2009 Notable Album: Midnight at the Movies by Justin Townes Earle

They Killed John Henry- Justin Townes Earle Justin Townes Earle has a double curse in his given names. He carries the last name of his father, legendary tunesmith Steve Earle, and he carries as his middle name the given name of his father's good friend the equally talented songwriter Townes Van Zandt. Justin Townes Earle's sophomore album Midnight At The Movies displays an adeptness and musical sophistication of remarkable, organic breadth and is as lyrically sharp as a lover's tongue as she is walking out the door. Justin effortlessly taps the romanticism imbued in the beaten-soled travelogues of Woody Guthrie; Midnight at the Movies is held firm by Justin's astonishing vision and conviction, yet roams o'er the vast landscape of American music without so much as a stumble.

They Killed John Henry is Justin Earle's retelling of the American folk lore story of John Henry the freed slave who "died with a hammer in his hand" in a race with a steam powered hammer to dig the Big Bend Tunnel for the Chesepeake and Ohio Railroad in Talcott West Virginia in 1870. Like his railroad counterpart Casey Jones, nobody is really certain if John Henry existed, however there is a degree of truth in every folk ballad.

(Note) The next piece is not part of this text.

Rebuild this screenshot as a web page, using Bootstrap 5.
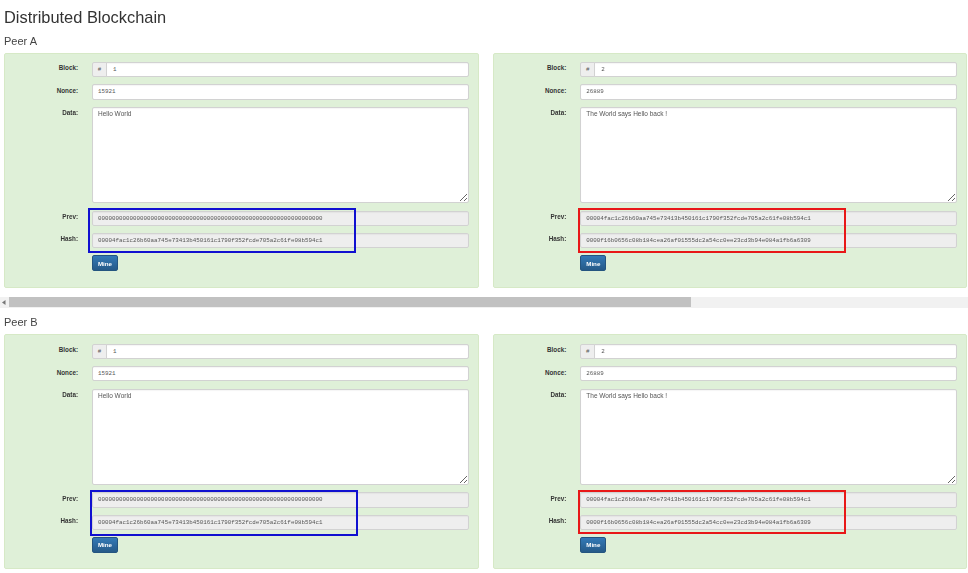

Prior to the rise of extensive newspaper coverage of events on the American frontier, the folk ballad sung by a traveling troubador was a common method of spreading the news of significant events. Topical folk ballads sung by wandering troubadors were a method of spreading news events in 19th Century frontier America. A troubador was a sort of musical news reporter if you will. Unfortunately there wasn't a method of fact checking the events chronicled in a folk ballad.

There were plenty of Depression era newspapers and magazines around to confirm the existence of a notorious bankrobber named Charles Arthur Floyd when Woody Guthrie wrote the song Pretty Boy Floyd. However, there wasn't any media on the site of the Big Bend Tunnel iin 1870 to confirm the that a certain man named John Henry died in a race with a steam hammer to dig the tunner, but railroad historian Roy C. Long found that there was indeed Big Bend Tunnels along the Chesapeake and Ohio (C&O) Railway....and the C&O employed multiple black men who went by the name "John Henry" at the time that those tunnels were being built.

The legend of John Henry has become museum piece in the cabinet of American historical curiosities. The 24 hour news cycle and globalization of the news product, has made the troubador an obsolete profession Justin's version of They Killed John Henry breathes new life into an old tradition and he makes the legend of John Henry becomes something more than a lost postcard from the past.